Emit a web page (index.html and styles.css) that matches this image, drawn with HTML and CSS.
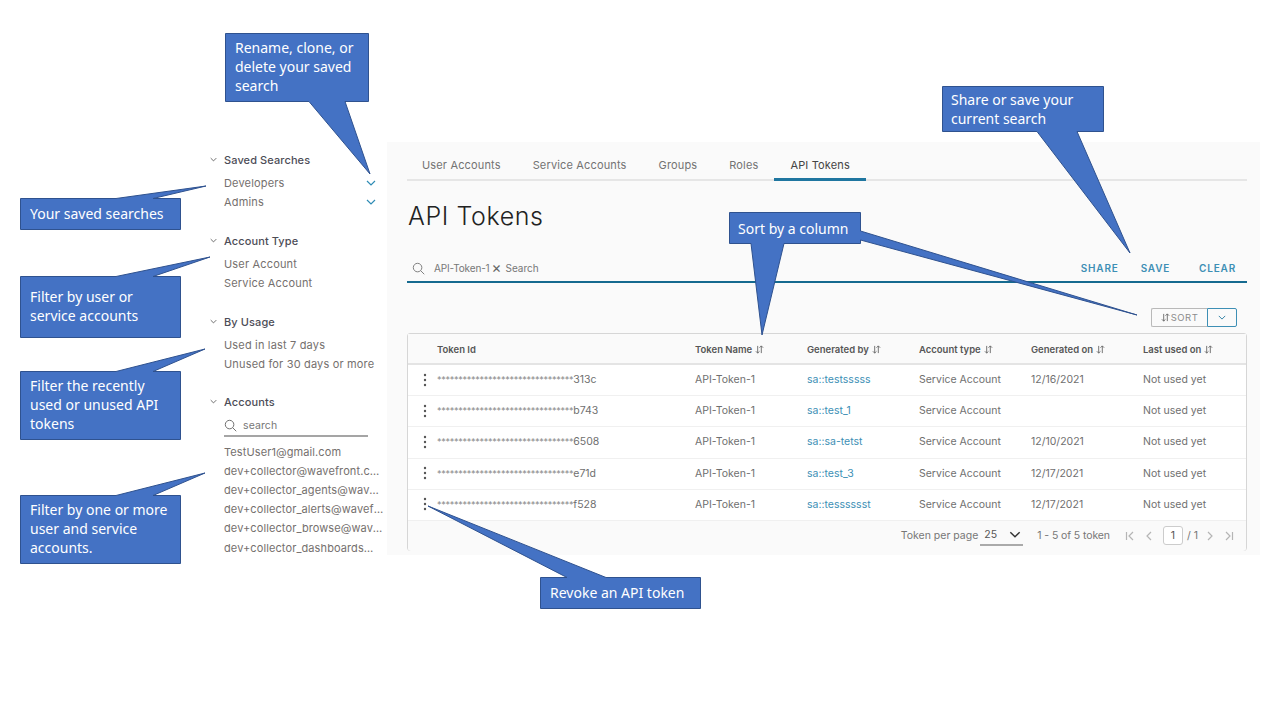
FILE: index.html
```html
<!DOCTYPE html>
<html>
<head>
    <meta charset="UTF-8">
    <title>API Tokens</title>
    <link rel="stylesheet" href="styles.css">
</head>
<body>
<svg class="defs">
    <symbol id="chev" viewBox="0 0 10 6"><path d="M1 1l4 4 4-4" fill="none" stroke="currentColor" stroke-width="1.2"/></symbol>
    <symbol id="sort" viewBox="0 0 10 10"><path d="M3 1v8M1 7l2 2 2-2M7 9V1M5 3l2-2 2 2" fill="none" stroke="currentColor" stroke-width="1"/></symbol>
    <symbol id="lens" viewBox="0 0 14 14"><circle cx="6" cy="6" r="4.6" fill="none" stroke="currentColor"/><path d="M9.4 9.4l3.8 3.8" stroke="currentColor"/></symbol>
    <symbol id="dots" viewBox="0 0 4 14"><circle cx="2" cy="2" r="1.2"/><circle cx="2" cy="7" r="1.2"/><circle cx="2" cy="12" r="1.2"/></symbol>
</svg>
<div class="stage">
    <div class="app">
        <aside class="side">
            <section class="group">
                <h4><svg class="caret"><use href="#chev"/></svg>Saved Searches</h4>
                <div class="item">Developers<svg class="more"><use href="#chev"/></svg></div>
                <div class="item">Admins<svg class="more"><use href="#chev"/></svg></div>
            </section>
            <section class="group">
                <h4><svg class="caret"><use href="#chev"/></svg>Account Type</h4>
                <div class="item">User Account</div>
                <div class="item">Service Account</div>
            </section>
            <section class="group">
                <h4><svg class="caret"><use href="#chev"/></svg>By Usage</h4>
                <div class="item">Used in last 7 days</div>
                <div class="item">Unused for 30 days or more</div>
            </section>
            <section class="group accounts">
                <h4><svg class="caret"><use href="#chev"/></svg>Accounts</h4>
                <div class="acct-search"><svg class="lens"><use href="#lens"/></svg>search</div>
                <div class="item">TestUser1@gmail.com</div>
                <div class="item"><span class="clip c1">dev+collector@wavefront.com</span></div>
                <div class="item"><span class="clip c1">dev+collector_agents@wavefront.com</span></div>
                <div class="item"><span class="clip c2">dev+collector_alerts@wavefront.com</span></div>
                <div class="item"><span class="clip c2">dev+collector_browse@wavefront.com</span></div>
                <div class="item"><span class="clip c3">dev+collector_dashboards@wavefront.com</span></div>
            </section>
        </aside>
        <main class="main">
            <nav class="tabs">
                <a>User Accounts</a>
                <a>Service Accounts</a>
                <a>Groups</a>
                <a>Roles</a>
                <a class="on">API Tokens</a>
            </nav>
            <h1>API Tokens</h1>
            <div class="searchbar">
                <svg class="lens"><use href="#lens"/></svg>
                <span class="chip">API-Token-1</span>
                <span class="x">&times;</span>
                <span class="ph">Search</span>
                <span class="acts"><a>SHARE</a><a>SAVE</a><a>CLEAR</a></span>
            </div>
            <div class="sortline">
                <div class="sortbtn">
                    <span class="sl"><svg class="si"><use href="#sort"/></svg>SORT</span>
                    <span class="sr"><svg><use href="#chev"/></svg></span>
                </div>
            </div>
            <div class="grid">
                <div class="row head">
                    <span></span>
                    <span class="first">Token Id</span>
                    <span>Token Name<svg class="si"><use href="#sort"/></svg></span>
                    <span>Generated by<svg class="si"><use href="#sort"/></svg></span>
                    <span>Account type<svg class="si"><use href="#sort"/></svg></span>
                    <span>Generated on<svg class="si"><use href="#sort"/></svg></span>
                    <span>Last used on<svg class="si"><use href="#sort"/></svg></span>
                </div>
                <div class="row">
                    <svg class="dots"><use href="#dots"/></svg>
                    <span><i>********************************</i>313c</span>
                    <span>API-Token-1</span><a>sa::testsssss</a><span>Service Account</span><span>12/16/2021</span><span>Not used yet</span>
                </div>
                <div class="row">
                    <svg class="dots"><use href="#dots"/></svg>
                    <span><i>********************************</i>b743</span>
                    <span>API-Token-1</span><a>sa::test_1</a><span>Service Account</span><span></span><span>Not used yet</span>
                </div>
                <div class="row">
                    <svg class="dots"><use href="#dots"/></svg>
                    <span><i>********************************</i>6508</span>
                    <span>API-Token-1</span><a>sa::sa-tetst</a><span>Service Account</span><span>12/10/2021</span><span>Not used yet</span>
                </div>
                <div class="row">
                    <svg class="dots"><use href="#dots"/></svg>
                    <span><i>********************************</i>e71d</span>
                    <span>API-Token-1</span><a>sa::test_3</a><span>Service Account</span><span>12/17/2021</span><span>Not used yet</span>
                </div>
                <div class="row">
                    <svg class="dots"><use href="#dots"/></svg>
                    <span><i>********************************</i>f528</span>
                    <span>API-Token-1</span><a>sa::tesssssst</a><span>Service Account</span><span>12/17/2021</span><span>Not used yet</span>
                </div>
                <div class="foot">
                    <span>Token per page</span>
                    <span class="perpage">25<svg><use href="#chev"/></svg></span>
                    <span class="count">1 - 5 of 5 token</span>
                    <svg class="pg" viewBox="0 0 10 10"><path d="M1.500 1v8M8 1L4 5l4 4"/></svg>
                    <svg class="pg" viewBox="0 0 10 10"><path d="M7 1L3 5l4 4"/></svg>
                    <span class="pagebox">1</span>
                    <span class="of">/ 1</span>
                    <svg class="pg" viewBox="0 0 10 10"><path d="M3 1l4 4-4 4"/></svg>
                    <svg class="pg" viewBox="0 0 10 10"><path d="M8.500 1v8M2 1l4 4-4 4"/></svg>
                </div>
            </div>
        </main>
    </div>

    <!-- callout shapes, drawn over the app -->
    <svg class="shapes" viewBox="0 0 1280 720">
        <path d="M225.500 33.500H368.500V101.500H345L370 174L309 101.500H225.500Z"/>
        <path d="M20.500 198.500H116L206 186L153 198.500H180.500V229.500H20.500Z"/>
        <path d="M20.500 276.500H116L210 257L153 276.500H180.500V337.500H20.500Z"/>
        <path d="M20.500 371.500H116L205 349L153 371.500H180.500V439.500H20.500Z"/>
        <path d="M20.500 495.500H116L205 473L153 495.500H180.500V563.500H20.500Z"/>
        <path d="M729.500 212.500H860.500V231L1137 315L860.500 240V243.500H784L762 335L751 243.500H729.500Z"/>
        <path d="M942.500 86.500H1103.500V131.500H1077L1130 253L1037 131.500H942.500Z"/>
        <path d="M540.500 577.500H567L428 506L606 577.500H700.500V608.500H540.500Z"/>
    </svg>
    <div class="note n1">Rename, clone, or delete your saved search</div>
    <div class="note n2">Your saved searches</div>
    <div class="note n3">Filter by user or service accounts</div>
    <div class="note n4">Filter the recently used or unused API tokens</div>
    <div class="note n5">Filter by one or more user and service accounts.</div>
    <div class="note n6">Sort by a column</div>
    <div class="note n7">Share or save your current search</div>
    <div class="note n8">Revoke an API token</div>
</div>
</body>
</html>
```

FILE: styles.css
```css
*{ margin:0; padding:0; box-sizing:border-box; }
body{ background:#fff; font-family:"Inter","Noto Sans",sans-serif; color:#666; overflow:hidden; }
.defs{ position:absolute; width:0; height:0; }
.stage{ position:relative; width:1280px; height:720px; overflow:hidden; }

.app{ display:flex; padding:142px 20px 0 208px; height:555px; }

/* left filters */
.side{ width:179px; padding-top:8px; height:413px; overflow:hidden; font-size:11px; letter-spacing:.17px; }
.group{ margin-bottom:20px; }
.group h4{ display:flex; align-items:center; height:19px; margin-bottom:4px; font-size:11px; font-weight:500; color:#4d4d57; letter-spacing:.1px; }
.caret{ width:7px; height:5px; margin:0 7px 0 2px; color:#555; }
.item{ display:flex; justify-content:space-between; align-items:center; height:19px; padding-left:16px; color:#75706e; white-space:nowrap; }
.more{ width:10px; height:6px; margin-right:11px; color:#2f8cb5; }
.accounts{ margin-top:-1px; letter-spacing:.1px; }
.accounts .item{ height:19.2px; }
.acct-search{ display:flex; align-items:center; height:22px; margin:0 0 5px 16px; padding-top:1px; width:144px; border-bottom:2px solid #a5a5a5; color:#777; font-size:10.5px; }
.acct-search .lens{ width:13px; height:13px; margin-right:6px; color:#666; }
.clip{ display:block; overflow:hidden; text-overflow:ellipsis; }
.c1{ width:156px; }
.c2{ width:160px; }
.c3{ width:152px; }

/* main panel */
.main{ flex:1; background:#fafafa; padding:0 13px 0 20px; }
.tabs{ display:flex; height:39px; padding-top:12px; border-bottom:2px solid #e6e6e6; font-size:11px; letter-spacing:.15px; }
.tabs a{ display:block; height:27px; padding:4px 16px 0; color:#737373; }
.tabs a:first-child{ margin-left:-1px; }
.tabs .on{ color:#444; border-bottom:3px solid #1f76a0; }
h1{ font-size:25px; font-weight:300; color:#222; line-height:30px; margin:20px 0 0 1px; letter-spacing:.6px; }
.searchbar{ display:flex; align-items:center; height:28px; margin-top:24px; padding:0 11px 0 5px; border-bottom:2px solid #156a8f; font-size:10px; color:#777; }
.searchbar .lens{ width:13px; height:13px; margin-right:9px; color:#777; }
.chip{ letter-spacing:-.15px; }
.x{ font-size:15px; line-height:12px; margin:0 4px 0 2px; color:#666; }
.acts{ margin-left:auto; display:flex; gap:22px; font-size:10px; font-weight:600; letter-spacing:.8px; color:#3d8fb5; }
.acts a:last-child{ margin-left:7px; }
.sortline{ display:flex; justify-content:flex-end; padding:25px 10px 6px 0; }
.sortbtn{ display:flex; height:19px; width:86px; font-size:9.5px; letter-spacing:.5px; color:#8c8c8c; }
.sl{ display:flex; align-items:center; justify-content:center; width:56px; border:1px solid #b9b9b9; border-right:0; border-radius:2px 0 0 2px; }
.sr{ display:flex; align-items:center; justify-content:center; width:30px; border:1px solid #3d8fb5; border-radius:0 2px 2px 0; color:#2f7fa5; }
.sr svg{ width:8px; height:5px; }
.sl .si{ margin:0 1px 0 0; }

.grid{ height:218px; border:1px solid #d6d6d6; border-radius:3px; background:#fff; font-size:10.5px; }
.row{ display:grid; grid-template-columns:29px 258px 112px 112px 112px 112px 1fr; align-items:center; height:31.2px; padding-bottom:1px; border-bottom:1px solid #f0f0f0; color:#6f6f6f; }
.row a{ color:#3d8fb5; }
.row i{ font-style:normal; font-size:9px; letter-spacing:-.25px; color:#888; }
.head{ height:31px; padding:1px 0 0; background:#fafafa; border-bottom:2px solid #e4e4e4; font-size:9.5px; font-weight:600; color:#565656; }
.si{ width:9px; height:9px; margin-left:3px; vertical-align:-1px; color:#666; }
.dots{ width:4px; height:14px; margin-left:15px; fill:#555; }
.foot{ display:flex; align-items:center; justify-content:flex-end; height:30px; padding-right:12px; background:#fafafa; border-radius:0 0 3px 3px; color:#777; font-size:10.5px; }
.perpage{ display:flex; align-items:center; justify-content:space-between; width:43px; height:20px; margin:0 14px 0 2px; padding:0 2px 0 4px; border-bottom:2px solid #aaa; color:#555; }
.perpage svg{ width:12px; height:7px; color:#333; }
.count{ margin-right:15px; letter-spacing:-.1px; }
.pg{ width:10px; height:10px; margin-right:9px; fill:none; stroke:#b5b5b5; stroke-width:1.2; }
.pagebox{ width:20px; height:19px; margin:0 4px 0 0; line-height:17px; text-align:center; border:1px solid #ccc; border-radius:3px; background:#fff; color:#555; }
.of{ margin-right:7px; }
.foot .pg:last-child{ margin-right:0; }

/* callouts */
.shapes{ position:absolute; left:0; top:0; width:1280px; height:720px; fill:#4472c4; stroke:#2f528f; stroke-width:1; }
.note{ position:absolute; display:flex; align-items:center; padding:0 10px 2px; font-family:"Noto Sans","Open Sans",sans-serif; font-size:14px; line-height:19px; color:#fff; }
.n1{ left:225px; top:33px; width:144px; height:69px; }
.n2{ left:20px; top:198px; width:161px; height:32px; }
.n3{ left:20px; top:276px; width:161px; height:62px; }
.n4{ left:20px; top:371px; width:161px; height:69px; }
.n5{ left:20px; top:495px; width:161px; height:69px; }
.n6{ left:729px; top:212px; width:132px; height:32px; padding:0 9px; }
.n7{ left:942px; top:86px; width:162px; height:46px; padding:0 9px; }
.n8{ left:540px; top:577px; width:161px; height:32px; }
```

..............................

## Exercise
Scan the listing above. Collect all lines with the word "index".

## Solution to this task
Emit a web page (index.html and styles.css) that matches this image, drawn with HTML and CSS.
FILE: index.html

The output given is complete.